The Questions You Should Ask Any Platform
Before you commit to a fundraising platform, ask:
- Where do donations go first? (Directly to you, or to the platform?)
- When can I access the funds? (Immediately, or after a holding period?)
- What are ALL the fees? (Platform fees, transaction fees, monthly fees, tips?)
- Who owns the donor data? (You, or the platform?)
- What happens if I want to leave? (Can you export everything? Is there a cancellation fee?)
- Are donors being asked to pay extra? (Tips, fee coverage, etc.)
Why Transparency Matters
We're not saying these platforms are "bad." Many have helped thousands of nonprofits raise money.
But we are saying that nonprofits deserve to know exactly how these platforms make money—and how much of your donors' generosity is being redirected away from your mission.
At Proximatic, we believe:
- Donors should give what they intend to give (no surprise tips or fee coverage requests)

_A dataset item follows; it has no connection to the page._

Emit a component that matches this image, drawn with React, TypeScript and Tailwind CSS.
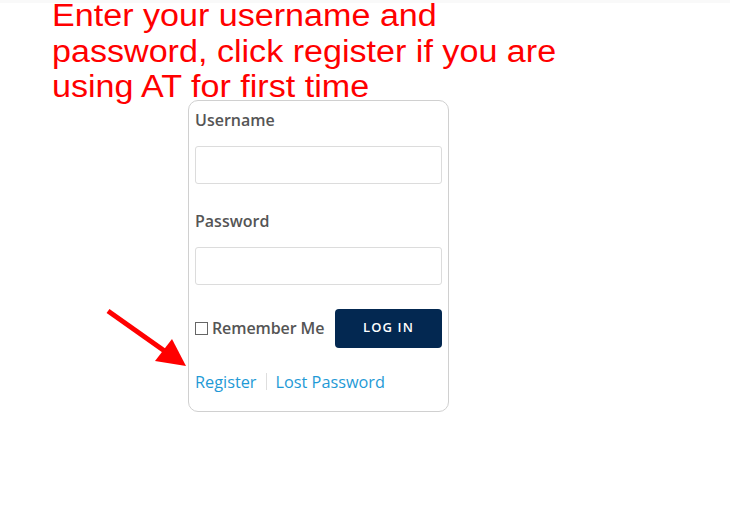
export default function App() {
  return (
    <div className="relative w-[730px] h-[512px] bg-white overflow-hidden">
      {/* faint top strip */}
      <div className="h-[3px] bg-[#f9f9f9]" />

      {/* instruction */}
      <p className="relative z-10 mt-[-5px] ml-[52px] w-[475px] origin-left scale-x-[1.1] text-[31px] leading-[35.5px] text-[#ff0000] font-['Liberation_Sans',Arial,sans-serif]">
        Enter your username and password, click register if you are using AT for first time
      </p>

      {/* login box */}
      <div className="relative mt-[-5px] ml-[188px] w-[261px] rounded-[10px] border border-[#d0d0d0] px-[6px] pt-[7px] pb-[17px] font-['Open_Sans',sans-serif] text-[#555]">
        <label className="block text-[16px] leading-6 font-semibold">Username</label>
        <input
          type="text"
          className="mt-[14px] block w-[247px] h-[38px] rounded-[3px] border border-[#dcdcdc] bg-white outline-none"
        />
        <label className="mt-[25px] block text-[16px] leading-6 font-semibold">Password</label>
        <input
          type="password"
          className="mt-[14px] block w-[247px] h-[38px] rounded-[3px] border border-[#dcdcdc] bg-white outline-none"
        />

        <div className="mt-[24px] flex items-center justify-between">
          <label className="flex items-center gap-[4px] text-[16px] leading-6 font-semibold tracking-[-0.1px]">
            <span className="inline-block w-[13px] h-[13px] border border-[#666] bg-white" />
            Remember Me
          </label>
          <button className="w-[107px] h-[39px] rounded-[4px] bg-[#032851] text-white text-[13px] font-semibold tracking-[1.1px]">
            LOG IN
          </button>
        </div>

        <div className="mt-[22px] flex items-center text-[16.3px] leading-6 text-[#1f9ad6]">
          <a>Register</a>
          <span className="mx-[9px] h-[17px] w-px bg-[#dedede]" />
          <a>Lost Password</a>
        </div>
      </div>

      {/* arrow annotation */}
      <svg className="absolute left-0 top-0 pointer-events-none" width="730" height="512">
        <line x1="108" y1="311" x2="166" y2="352" stroke="#ff0000" strokeWidth="5" />
        <polygon points="155,361 172,339 186,366" fill="#ff0000" />
      </svg>
    </div>
  );
}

- Nonprofits should receive funds directly (no intermediary holding your money)
- Pricing should be transparent and predictable (not based on how much you raise)
- You should own your donor relationships (not rent them from a platform)
The Bottom Line
The fundraising platform you choose isn't just a technical decision—it's a financial and ethical one.
Choose a platform that:
- ✅ Sends donations directly to your organization
- ✅ Charges transparent, predictable fees
- ✅ Doesn't manipulate donors with "tip" requests
- ✅ Gives you full control of your data and funds
- ✅ Aligns with your mission, not just their profit model
Your donors trust you to steward their gifts wisely. Make sure your platform does the same.